_WORK TO BE COMPLETED_. Skip the pictures and quote all of the lines exactly.

_INFORMATION SUPPLIED_.
• • • • •

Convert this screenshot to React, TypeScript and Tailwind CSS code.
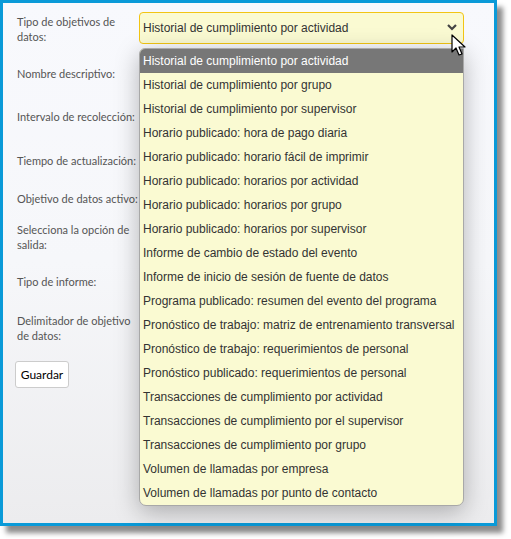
import React from "react";

const reportTypes = [
  "Historial de cumplimiento por actividad",
  "Historial de cumplimiento por grupo",
  "Historial de cumplimiento por supervisor",
  "Horario publicado: hora de pago diaria",
  "Horario publicado: horario fácil de imprimir",
  "Horario publicado: horarios por actividad",
  "Horario publicado: horarios por grupo",
  "Horario publicado: horarios por supervisor",
  "Informe de cambio de estado del evento",
  "Informe de inicio de sesión de fuente de datos",
  "Programa publicado: resumen del evento del programa",
  "Pronóstico de trabajo: matriz de entrenamiento transversal",
  "Pronóstico de trabajo: requerimientos de personal",
  "Pronóstico publicado: requerimientos de personal",
  "Transacciones de cumplimiento por actividad",
  "Transacciones de cumplimiento por el supervisor",
  "Transacciones de cumplimiento por grupo",
  "Volumen de llamadas por empresa",
  "Volumen de llamadas por punto de contacto",
];

// label + row height so the labels line up with their (hidden) controls
const fields: { label: string; h: string; pt: string }[] = [
  { label: "Tipo de objetivos de datos:", h: "h-[54px]", pt: "pt-[2px]" },
  { label: "Nombre descriptivo:", h: "h-[43px]", pt: "pt-0" },
  { label: "Intervalo de recolección:", h: "h-[44px]", pt: "pt-0" },
  { label: "Tiempo de actualización:", h: "h-[38px]", pt: "pt-0" },
  { label: "Objetivo de datos activo:", h: "h-[31px]", pt: "pt-0" },
  { label: "Selecciona la opción de salida:", h: "h-[52px]", pt: "pt-0" },
  { label: "Tipo de informe:", h: "h-[39px]", pt: "pt-0" },
  { label: "Delimitador de objetivo de datos:", h: "h-[46px]", pt: "pt-0" },
];

function Cursor() {
  return (
    <svg width="16" height="24" viewBox="0 0 16 24" className="absolute left-[448px] top-[31px]">
      <path
        d="M1 1 L1 18 L5 14 L8 21 L11 20 L8 13 L14 13 Z"
        fill="#fff"
        stroke="#000"
        strokeWidth="1.2"
        strokeLinejoin="round"
      />
    </svg>
  );
}

export default function App() {
  return (
    <div className="w-[511px] h-[539px] bg-white">
      <div className="relative w-[497px] h-[526px] border-[3px] border-[#0a9ad8] bg-gradient-to-b from-[#f8f9fd] via-[#f6f7fa] to-[#ececee] shadow-[6px_7px_5px_rgba(0,0,0,0.45)]">
        <div className="pt-[9px] pl-[14px] font-['Lato',sans-serif] text-[11px] leading-[15px] text-[#555]">
          {fields.map((f, i) => (
            <div key={i} className={`flex ${f.h}`}>
              <div className={`w-[122px] shrink-0 ${f.pt}`}>{f.label}</div>
              {i === 0 && (
                <div className="relative w-[325px] h-[32px] rounded-[4px] border border-[#f2c514] bg-[#fafad2] flex items-center pl-[3px] font-['Liberation_Sans',Arial,sans-serif] text-[12px] text-[#333]">
                  Historial de cumplimiento por actividad
                  <svg width="10" height="7" viewBox="0 0 10 7" className="absolute right-[6px] top-[11px]">
                    <polyline points="1,1 5,5 9,1" fill="none" stroke="#444" strokeWidth="2.2" />
                  </svg>
                </div>
              )}
            </div>
          ))}
          <button className="mt-[2px] -ml-[2px] h-[27px] w-[54px] rounded-[3px] border border-[#ccc] bg-white font-['Lato',sans-serif] text-[12px] text-black">
            Guardar
          </button>
        </div>

        <ul className="absolute left-[136px] top-[45px] w-[325px] rounded-b-[7px] rounded-tl-[6px] border border-[#a8a8a8] bg-[#fafad2] overflow-hidden shadow-[0_6px_24px_rgba(0,0,0,0.28)] font-['Liberation_Sans',Arial,sans-serif] text-[12px] text-[#333]">
          {reportTypes.map((t, i) => (
            <li
              key={t}
              className={`h-[24px] leading-[24px] pl-[3px] whitespace-nowrap ${i === 0 ? "bg-[#777777] text-white" : ""}`}
            >
              {t}
            </li>
          ))}
        </ul>

        <Cursor />
      </div>
    </div>
  );
}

• • • • •

_PROBLEM SOLUTION_.
Convert this screenshot to React, TypeScript and Tailwind CSS code.
import React from "react";

const reportTypes = [
  "Historial de cumplimiento por actividad",
  "Historial de cumplimiento por grupo",
  "Historial de cumplimiento por supervisor",
  "Horario publicado: hora de pago diaria",
  "Horario publicado: horario fácil de imprimir",
  "Horario publicado: horarios por actividad",
  "Horario publicado: horarios por grupo",
  "Horario publicado: horarios por supervisor",
  "Informe de cambio de estado del evento",
  "Informe de inicio de sesión de fuente de datos",
  "Programa publicado: resumen del evento del programa",
  "Pronóstico de trabajo: matriz de entrenamiento transversal",
  "Pronóstico de trabajo: requerimientos de personal",
  "Pronóstico publicado: requerimientos de personal",
  "Transacciones de cumplimiento por actividad",
  "Transacciones de cumplimiento por el supervisor",
  "Transacciones de cumplimiento por grupo",
  "Volumen de llamadas por empresa",
  "Volumen de llamadas por punto de contacto",
];

// label + row height so the labels line up with their (hidden) controls
const fields: { label: string; h: string; pt: string }[] = [
  { label: "Tipo de objetivos de datos:", h: "h-[54px]", pt: "pt-[2px]" },
  { label: "Nombre descriptivo:", h: "h-[43px]", pt: "pt-0" },
  { label: "Intervalo de recolección:", h: "h-[44px]", pt: "pt-0" },
  { label: "Tiempo de actualización:", h: "h-[38px]", pt: "pt-0" },
  { label: "Objetivo de datos activo:", h: "h-[31px]", pt: "pt-0" },
  { label: "Selecciona la opción de salida:", h: "h-[52px]", pt: "pt-0" },
  { label: "Tipo de informe:", h: "h-[39px]", pt: "pt-0" },
  { label: "Delimitador de objetivo de datos:", h: "h-[46px]", pt: "pt-0" },
];

function Cursor() {
  return (
    <svg width="16" height="24" viewBox="0 0 16 24" className="absolute left-[448px] top-[31px]">
      <path
        d="M1 1 L1 18 L5 14 L8 21 L11 20 L8 13 L14 13 Z"
        fill="#fff"
        stroke="#000"
        strokeWidth="1.2"
        strokeLinejoin="round"
      />
    </svg>
  );
}

export default function App() {
  return (
    <div className="w-[511px] h-[539px] bg-white">
      <div className="relative w-[497px] h-[526px] border-[3px] border-[#0a9ad8] bg-gradient-to-b from-[#f8f9fd] via-[#f6f7fa] to-[#ececee] shadow-[6px_7px_5px_rgba(0,0,0,0.45)]">
        <div className="pt-[9px] pl-[14px] font-['Lato',sans-serif] text-[11px] leading-[15px] text-[#555]">
          {fields.map((f, i) => (
            <div key={i} className={`flex ${f.h}`}>
              <div className={`w-[122px] shrink-0 ${f.pt}`}>{f.label}</div>
              {i === 0 && (
                <div className="relative w-[325px] h-[32px] rounded-[4px] border border-[#f2c514] bg-[#fafad2] flex items-center pl-[3px] font-['Liberation_Sans',Arial,sans-serif] text-[12px] text-[#333]">
                  Historial de cumplimiento por actividad
                  <svg width="10" height="7" viewBox="0 0 10 7" className="absolute right-[6px] top-[11px]">
                    <polyline points="1,1 5,5 9,1" fill="none" stroke="#444" strokeWidth="2.2" />
                  </svg>
                </div>
              )}
            </div>
          ))}
          <button className="mt-[2px] -ml-[2px] h-[27px] w-[54px] rounded-[3px] border border-[#ccc] bg-white font-['Lato',sans-serif] text-[12px] text-black">
            Guardar
          </button>
        </div>

        <ul className="absolute left-[136px] top-[45px] w-[325px] rounded-b-[7px] rounded-tl-[6px] border border-[#a8a8a8] bg-[#fafad2] overflow-hidden shadow-[0_6px_24px_rgba(0,0,0,0.28)] font-['Liberation_Sans',Arial,sans-serif] text-[12px] text-[#333]">
          {reportTypes.map((t, i) => (
            <li
              key={t}
              className={`h-[24px] leading-[24px] pl-[3px] whitespace-nowrap ${i === 0 ? "bg-[#777777] text-white" : ""}`}
            >
              {t}
            </li>
          ))}
        </ul>

        <Cursor />
      </div>
    </div>
  );
}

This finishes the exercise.